De Venecia spearheads research on Leonor Rivera
IN a move to perpetuate the name of Leonor Rivera to the present and future generations of Dagupeños, a comprehensive research on the life of Leonor Rivera, the former sweetheart of Filipino national hero Dr. Jose Rizal and who once lived in Dagupan, is now underway.
This after Pangasinan Fourth District Rep. Christopher de Venecia, a former child actor and theater director, has accepted the request of the Sangguniang Panlungsod through Resolution No. 7250-2017 of Dagupan to spearhead the research on a national scale.
The young congressman’s commitment to the program was relayed to the National Commission on Culture and Arts (NCAA) through his Political Affairs Officer Atty. Agee Romero-Valdez.
In a letter to Bernan Corpuz, chief of plan/policy formulation and planning division of NCAA, Valdez confirmed that Congressman De Venecia, is eager to work on the project.
Leonor Rivera, a daughter of a clothes merchant from Camiling, Tarlac who migrated to Dagupan, once lived in a house along a street in the Poblacion area that was later renamed as Rivera Street.
Councilor Jeslito Seen, author of the resolution, traced the spot where the house of Leonor and her parents, once stood.
An old three-storey building owned by the Calvero family, believed to be relatives of Rivera’s mother, now stands on that lot on the now called Rivera Street.
Although Rizal courted Rivera, her parents chose to have her marry Henry Kipping, a British railroad engineer who helped build the Caloocan to Dagupan railroad line.
They were married at the Dagupan church.
The Kipping couple’s marriage contract is in the archives of the Dagupan church, now the Dagupan Metropolitan Cathedral, and whose replica was neatly preserved at the Dagupan City Museum.
The resolution of the Dagupan SP was endorsed on March 27, 2017 by the NCAA to the National Historical Commission (NHA) for proper action as gleaned from the letter of Corpuz, to Ludovico Badoy, NHA national executive director.
Councilor Seen, in his limited research on the life of Leonor, said the latter was a great pianist and had one or two pianos of her own.

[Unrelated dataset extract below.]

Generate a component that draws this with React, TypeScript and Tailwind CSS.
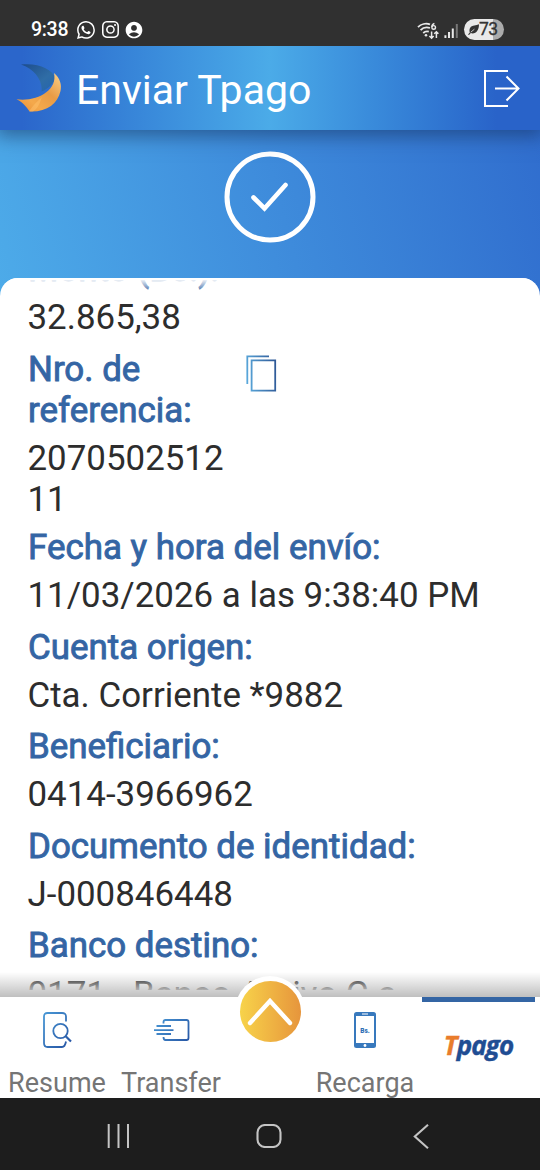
import React from 'react';
import { BsInstagram, BsWhatsapp } from 'react-icons/bs';
import { MdAccountCircle } from 'react-icons/md';

interface DetailItem {
  label: string;
  value: string;
  copyable?: boolean;
}

const details: DetailItem[] = [
  { label: 'Monto (Bs.):', value: '32.865,38' },
  { label: 'Nro. de referencia:', value: '207050251211', copyable: true },
  { label: 'Fecha y hora del envío:', value: '11/03/2026 a las 9:38:40 PM' },
  { label: 'Cuenta origen:', value: 'Cta. Corriente *9882' },
  { label: 'Beneficiario:', value: '0414-3966962' },
  { label: 'Documento de identidad:', value: 'J-000846448' },
  { label: 'Banco destino:', value: '0171 - Banco Activo C.a' },
];

const SignalIcons: React.FC = () => (
  <svg className="w-[42px] h-[20px]" viewBox="0 0 42 20" fill="none" stroke="#e8e8e8" strokeWidth="1.8">
    {/* wifi 6 with transfer arrows */}
    <path d="M1 7.2C4 4 9 3 13 4.4M3.6 10.2C6 7.6 9.4 6.8 13 8M6.2 13C8 11.3 10 11 11.8 11.6" />
    <circle cx="9" cy="15.2" r="1.3" fill="#e8e8e8" stroke="none" />
    <path d="M17.4 3.4C15.4 4.2 14.8 5.8 14.9 7" strokeWidth="1.5" />
    <circle cx="16.7" cy="7.4" r="1.8" strokeWidth="1.4" />
    <path d="M14.6 11.4V18M12.4 16L14.6 18.2L16.6 16M19.4 18V12M17.2 13.8L19.4 11.8L21.4 13.8" strokeWidth="1.5" />
    {/* mobile signal */}
    <path d="M28.4 15.2V18M32 12V18M35.8 8.4V18" strokeWidth="2" />
    <path d="M39.8 4V18" stroke="#777" strokeWidth="2" />
  </svg>
);

const StatusBar: React.FC = () => (
  <div className="z-20 h-[46px] shrink-0 bg-[#303030] flex items-center justify-between pl-[31px] pr-9 pt-[13px] text-white">
    <div className="flex items-center">
      <span className="w-[46px] text-[19.5px] leading-none font-medium tracking-[-0.3px]">9:38</span>
      <BsWhatsapp className="w-[18px] h-[18px]" />
      <BsInstagram className="w-[17px] h-[17px] ml-[7px]" />
      <MdAccountCircle className="w-[20px] h-[20px] ml-[5px]" />
    </div>
    <div className="flex items-center">
      <SignalIcons />
      <div className="ml-[5px] w-10 h-[21px] rounded-full bg-linear-to-r from-[#e9e9e9] from-72% to-[#ababab] to-72% flex items-center text-[#333]">
        <svg className="ml-1 w-[11px] h-[11px]" viewBox="0 0 11 11">
          <path d="M0 10.6L1.8 8.6C.6 5 2.6 1.6 6.4 1.5C8 1.4 9.6 1.1 11 .3C11 5.6 8.6 9.5 4.6 9.5C4 9.5 3.3 9.3 2.8 9.1L1 10.9Z" fill="#333" />
          <path d="M2.8 8.2L6.4 5.2" stroke="#e9e9e9" strokeWidth=".8" />
        </svg>
        <span className="text-[17.5px] leading-none tracking-[-0.6px] [-webkit-text-stroke:0.3px_#333]">73</span>
      </div>
    </div>
  </div>
);

const BankLogo: React.FC = () => (
  <svg className="w-[46px] h-[48px]" viewBox="0 0 46 48">
    <defs>
      <linearGradient id="logoBlue" x1="0" y1="0" x2="1" y2="1">
        <stop offset="0" stopColor="#1d4c8c" />
        <stop offset=".6" stopColor="#2f6da6" />
        <stop offset="1" stopColor="#2464ae" />
      </linearGradient>
      <linearGradient id="logoOrange" x1="1" y1="0" x2="0" y2="1">
        <stop offset="0" stopColor="#fbd28a" />
        <stop offset=".4" stopColor="#e99b45" />
        <stop offset=".7" stopColor="#f4a94c" />
        <stop offset="1" stopColor="#e78a32" />
      </linearGradient>
    </defs>
    <path d="M5 .5C22-1.500 36 5 39.500 14C38 19 32 25 25.500 27.500C27 16 18 5 5 .5Z" fill="url(#logoBlue)" />
    <path d="M38 9C44 14 46 21 44.500 27C41.500 40 31 48 14 47.500C11 45 9 39 .5 35.200C20 38 42 27 38 9Z" fill="url(#logoOrange)" />
    <path d="M13 47.500C18 40 21 38 26 33C23 41 22 44 17 47.500Z" fill="#ffc26b" opacity=".5" />
  </svg>
);

const Header: React.FC = () => (
  <header className="h-[84px] shrink-0 flex items-center pl-4 pr-5 bg-linear-to-r from-[#2b66cb] from-4% via-[#4babe8] to-[#2963c9] to-92% shadow-[0_2px_18px_4px_rgba(20,45,90,0.55)] z-10">
    <BankLogo />
    <h1 className="ml-[14px] mt-[5px] text-[41px] leading-none text-white">Enviar Tpago</h1>
    <svg className="ml-auto w-[37px] h-[37px]" viewBox="0 0 37 37" fill="none" stroke="white" strokeWidth="2">
      <path d="M25 1H2V36H25M12 18.5H35M23.5 6.5L35.5 18.5L23.5 30.5" />
    </svg>
  </header>
);

const CopyIcon: React.FC = () => (
  <svg className="w-[31px] h-[37px]" viewBox="0 0 31 37" fill="none" strokeWidth="1.8">
    <defs>
      <linearGradient id="copyStroke" gradientUnits="userSpaceOnUse" x1="0" y1="20" x2="31" y2="16">
        <stop offset="0" stopColor="#5aa9dc" />
        <stop offset="1" stopColor="#2e5795" />
      </linearGradient>
    </defs>
    <path d="M1.3 29V1.3H23" stroke="url(#copyStroke)" />
    <path d="M5.6 5.4H29.2V35.6H5.6Z" stroke="url(#copyStroke)" />
  </svg>
);

const DetailRow: React.FC<{ item: DetailItem }> = ({ item }) => (
  <div className={`group text-[34.9px] leading-[41px] ${item.copyable ? 'mb-[7.5px]' : 'mb-[10.5px]'}`}>
    <div className="flex mb-[7px] group-last:mb-[8px]">
      <div className={`text-[#3465a4] [-webkit-text-stroke:0.9px_#3465a4] ${item.copyable ? 'w-[218px] pr-8' : 'whitespace-nowrap'}`}>
        {item.label}
      </div>
      {item.copyable && (
        <button className="self-start mt-[6.5px]">
          <CopyIcon />
        </button>
      )}
    </div>
    <div className={`-ml-[0.5px] text-[#2d2d2d] ${item.copyable ? 'w-[200px] break-all' : 'whitespace-nowrap'}`}>{item.value}</div>
  </div>
);

const NavItem: React.FC<{ label: string; className: string; children: React.ReactNode }> = ({ label, className, children }) => (
  <button className={`h-full flex flex-col items-center pt-[14px] ${className}`}>
    <span className="h-[38px] shrink-0 flex items-center">{children}</span>
    <span className="mt-[20px] text-[27px] leading-[29px] text-[#757575]">{label}</span>
  </button>
);

const BottomNav: React.FC = () => (
  <nav className="relative h-[101px] shrink-0 bg-white flex z-10">
    <svg className="absolute w-0 h-0">
      <defs>
        <linearGradient id="navStroke" gradientUnits="userSpaceOnUse" x1="0" y1="0" x2="36" y2="30">
          <stop offset="0" stopColor="#4a9bd8" />
          <stop offset="1" stopColor="#2450a0" />
        </linearGradient>
      </defs>
    </svg>
    <NavItem label="Resume" className="w-[114px]">
      <svg className="w-[30px] h-[38px]" viewBox="0 0 30 38" fill="none" stroke="url(#navStroke)" strokeWidth="1.8">
        <path d="M24 10.500V5.500Q24 2 20 2H5.500Q2 2 2 5.500V32Q2 36 5.500 36H20Q23 36 24 30.500" />
        <circle cx="18.500" cy="20" r="7.2" />
        <path d="M23.7 25.200L29 30.500" strokeWidth="2.2" />
      </svg>
    </NavItem>
    <NavItem label="Transfer" className="w-[114px]">
      <svg className="w-[37px] h-[24px]" viewBox="0 0 37 24" fill="none" stroke="url(#navStroke)" strokeWidth="1.8">
        <path d="M10.5 5.5V4Q10.5 2 12.5 2H33.5Q35.5 2 35.5 4V20Q35.5 22 33.5 22H12.5Q10.5 22 10.5 19M3.500 8H18M1 12.1H20.5M3.500 16H18" />
      </svg>
    </NavItem>
    <div className="w-[82px]">
      <button className="absolute left-[235px] top-[-21px] w-[70px] h-[70px] rounded-full bg-white flex items-center justify-center">
        <span className="w-[61px] h-[61px] rounded-full bg-linear-to-r from-[#f7d34a] to-[#e6953c] flex items-center justify-center">
          <svg className="w-[46px] h-[30px]" viewBox="0 0 46 30" fill="none" stroke="white" strokeWidth="4.4" strokeLinecap="round">
            <path d="M3 27L23 5L43 27" />
          </svg>
        </span>
      </button>
    </div>
    <NavItem label="Recarga" className="w-[110px]">
      <svg className="w-[22px] h-[36px]" viewBox="0 0 22 36">
        <rect width="22" height="36" rx="2.5" fill="#3879bd" />
        <rect x="2" y="4" width="18" height="27" fill="white" />
        <path d="M8 2H14" stroke="white" />
        <circle cx="11" cy="33.500" r="1.4" fill="white" />
        <text x="11" y="21" textAnchor="middle" fontSize="6.5" fontWeight="900" fill="#2f6fb5">Bs.</text>
      </svg>
    </NavItem>
    <button className="ml-0.5 w-[113px] border-t-[5px] border-[#3465a4] flex justify-center">
      <span className="mt-[25px] text-[26px] leading-9 font-['Open_Sans',sans-serif] font-bold italic tracking-[-0.9px] text-[#1f4d93] [-webkit-text-stroke:0.4px]">
        <span className="text-[#e97c2c]">T</span>pago
      </span>
    </button>
  </nav>
);

const SystemBar: React.FC = () => (
  <div className="relative z-20 h-[72px] shrink-0 bg-[#1d1d1d] flex items-center pt-1 pl-[107px] text-[#c4c4c4]">
    <svg className="w-[23px] h-[24px]" viewBox="0 0 23 24" stroke="currentColor" strokeWidth="2">
      <path d="M1.700 0V24M11.500 0V24M21 0V24" />
    </svg>
    <svg className="ml-[126px] w-[26px] h-[24px]" viewBox="0 0 26 24" fill="none" stroke="currentColor" strokeWidth="2.1">
      <rect x="1.500" y="1" width="23" height="22" rx="7.5" />
    </svg>
    <svg className="ml-[131px] w-[16px] h-[25px]" viewBox="0 0 16 25" fill="none" stroke="currentColor" strokeWidth="2.1">
      <path d="M15 .8L1.800 12.500L15 24.200" />
    </svg>
  </div>
);

const App: React.FC = () => {
  return (
    <div className="w-[540px] h-[1170px] overflow-hidden flex flex-col bg-white font-[Roboto,sans-serif]">
      <StatusBar />
      <Header />
      <main className="flex-1 min-h-0 flex flex-col bg-[linear-gradient(75deg,#4dabe9_0px,#2f6bcd_590px)] bg-[length:100%_170px] bg-no-repeat">
        <div className="h-[148px] shrink-0 flex justify-center pt-[20.5px]">
          <svg className="w-[92px] h-[92px]" viewBox="0 0 92 92" fill="none" stroke="white" strokeLinecap="round">
            <circle cx="46" cy="46" r="43" strokeWidth="5" />
            <path d="M29.500 46.500L40.500 57.500L61.500 34" strokeWidth="4.600" />
          </svg>
        </div>
        <section className="relative flex-1 min-h-0 bg-white rounded-t-[18px] overflow-hidden pb-[7px] pt-[2px]">
          <div className="h-full overflow-hidden pl-7">
            <div className="mt-[-31px]">
              {details.map((item) => (
                <DetailRow key={item.label} item={item} />
              ))}
            </div>
          </div>
          {/* scroll fades */}
          <div className="absolute top-0 inset-x-0 h-[14px] bg-linear-to-b from-white/90 from-15% to-transparent" />
          <div className="absolute bottom-[7px] inset-x-0 h-[14px] bg-linear-to-t from-white/80 to-transparent" />
          <div className="absolute bottom-0 inset-x-0 h-[25px] bg-linear-to-t from-black/25 to-transparent" />
        </section>
      </main>
      <BottomNav />
      <SystemBar />
    </div>
  );
};

export default App;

When she was forced by her parents to marry Kipling instead of Rizal, she allegedly vowed never to open and play her pianos again.
When the Kipping couple left Dagupan for Camiling, Tarlac, the pianos were left in the house that they occupied under the care of their relatives.
Councilor Seen said that when the relatives of Leonor moved to Bulacan, they took with them one of Leonor’s pianos and passed this on to their children who, realizing they had no use for this, donated it to the museum in that province.
“I saw one of Leonor’s piano now displayed at the Hiyas ng Bulacan” in Malolos. It may be good for all of us if Dagupan can take that piano back to Dagupan because that one meant a lot for all of us,” he said. (Leonardo Micua)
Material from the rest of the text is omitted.